Different lexer generators will allow you to capture different bits of the recognized stream in differnt ways, so you can, after recognizing a token, pick out the part you care about (e.g., for a literal string in quotes, you only care about the string content, not the quotes).
If there is a hierarchy in the url structure, that should be used to maximize performance. Only an url that starts with /user/ can match any of the first three and so on.
I suggest storing the hierarchy to match in a tree corresponding to the url hierarchy, where each node matches a level in the hierarchy. To match an url, test the url against all roots of the tree where only nodes with regexes for "user" and "users" are. Matching url:s are tested against the children of those nodes until a match is found in a leaf node. A succesful match can be returned as the list of nodes from the root to the leaf. Named groups with property values such as {user-id} can be fetched from the nodes of the successful match.
Use named expressions and the OR operator, i.e. "(?P<re1>...)|(?P<re2>...)|...".
First I though that I couldn't see any good optimization for this process.
However, if you have a really large number of regexes you might want to partition them (I'm not sure if this is technically partitioning).
What I tell you to do is:
Suppose that you have 20 possible urls that start with user:
/user/with-id/X
/user/with-id/X/preferences # instead of preferences, you could have another 10 possibilities like /friends, /history, etc
Then, you also have 20 possible urls starting with users:
/users/who-signed-up-on
/users/who-signed-up-on-between #others: /registered-for, /i-might-like, etc
And the list goes on for /products, /companies, etc instead of users.
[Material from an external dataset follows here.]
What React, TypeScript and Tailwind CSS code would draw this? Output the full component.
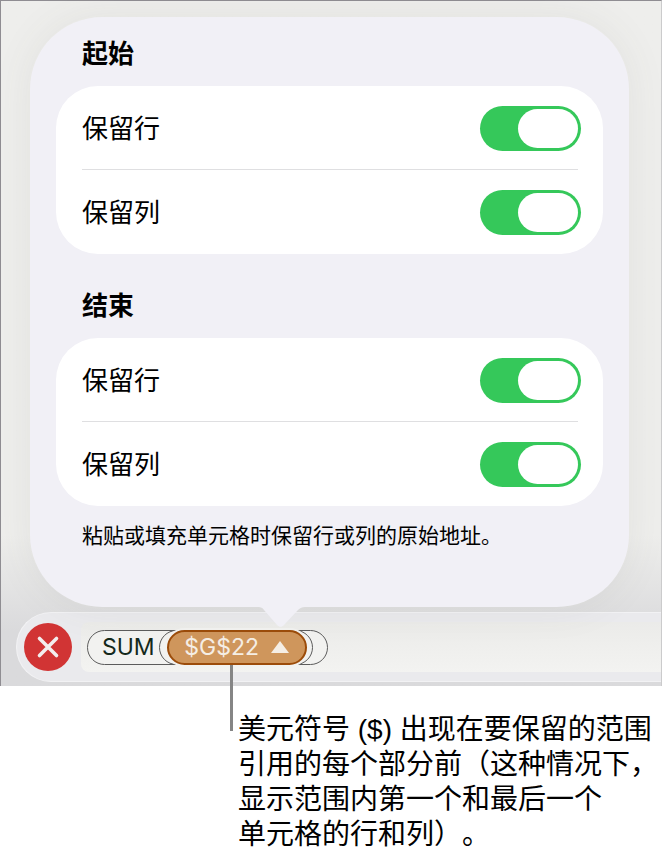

What you could do in this case is using "multi-level" matching.
First, match the start of the string. You'd be matching for /products, /companies, /users, one at a time and ignoring the rest of the string. This way, you don't have to test all the 100 possibilities.
After you know the url starts with /users, you can match only the possible urls that start with users.
This way, you would reduce a lot of unneeded matches. You won't match the string for all the /procucts possibilities.

Regex in URL Rewriting to match Querystring Parameter Values in any order?

Many URL rewriting utilities allow Regex matching. I need some URLs to be matched against a couple of main querystring parmeter values no matter what order they appear in. For example let's consider an URL having two key parameters ID= and Lang= in no specific order, and maybe some other non-key params are interspersed.
An Example URL to be matched with key params in any order:
http://www.example.com/SurveyController.aspx?ID=500&Lang=4 or
http://www.example.com/SurveyController.aspx?Lang=4&ID=500
Maybe with some interspersed non-key params:
http://www.example.com/SurveyController.aspx?Lang=3&ID=1&misc=3&misc=4 or
http://www.example.com/SurveyController.aspx?ID=1&misc=4&Lang=3 or
http://www.example.com/SurveyController.aspx?misc=4&Lang=3&ID=1 or
etc
Is there a good regex pattern to match against querystring param value in any order, or is it best to duplicate some rules, or in general should I look to other means?
Note: The main querystring values will also be captured using brackets i.e. ID=(3)&Lang=(500) and substituted into the destination URL, but that's not the focus of the question.
I would suggest parsing the query string into a dictionary and working from there, but if you want regex, you can use alternation+repetition to match in any order (without inlining all possible sequences). Python example:
>>> import re
>>> p = re.compile(r'(?:[?&](?:abc=([^&]*)|xyz=([^&]*)|[^&]*))+$')
>>> p.findall('x?abc=1&jjj=2&xyz=3')
[('1', '3')]
>>> p.findall('x?abc=1&xyz=3&jjj=2')
[('1', '3')]
>>> p.findall('x?xyz=3&abc=1&jjj=2')
[('1', '3')]
Regex matching depends highly on the sequential nature of a string. Position of the match is not important, but order definitely is.
This means you cannot write a regex pattern that matches its different parts in any arbitrary order. You can write a pattern that matches its parts in any pre-defined order, though - you would have to include every possible permutation in the pattern. This gets inconvenient very fast:
to match (a,b) you would need a,b|b,a
to match (a,b,c) you would need a,b,c|a,c,b|b,a,c|b,c,a|c,a,b|c,b,a
and so on
And this means you would best try to approach the problem sequentially, matching one parameter at a time. It depends on the capabilities of your rewriting engine how this would work.
This is outside of the capabilities of (most flavours of) regex. You would indeed need to duplicate each rewrite rule for every possible order of parameters, which is practical for two and... less practical for ten.
Also, regexes wouldn't do the kind of parsing you'd need to handle all possible parameter inputs. For example:
http://www.example.com/SurveyController.aspx?ID=500&L%61ng=4
would normally be a valid synonym, and
http://www.example.com/SurveyController.aspx?Hello=3&ID=400&Lang=4&ID=500
might often be a synonym for ID 400 or 500 depending on the parser. The simple regex matches might be OK if you are only wanting to 301 a load of deprecated old-format address to the shiny new one, but not enough if they are to catch all possible inputs.
So for more complex cases like this, you'd be better off having a real SurveyController.aspx that looks at its parameters and redirects you where you need to go.
If the underlying regular expression implementation understands both named groups and zero-width look-aheads you may be able to make something work, using something like aspx\?(?=ID=(?<ID>\d+))(?=Lang=(?<Lang>\d+)) (this is untested speculation), but the result is likely to be both unmaintainable and likely under-performs even a naive implementation that uses multiple regexes to parse the string.
I might suggest that query strings are best parsed by a simple tokenizer or even just split operations may be the best things for it.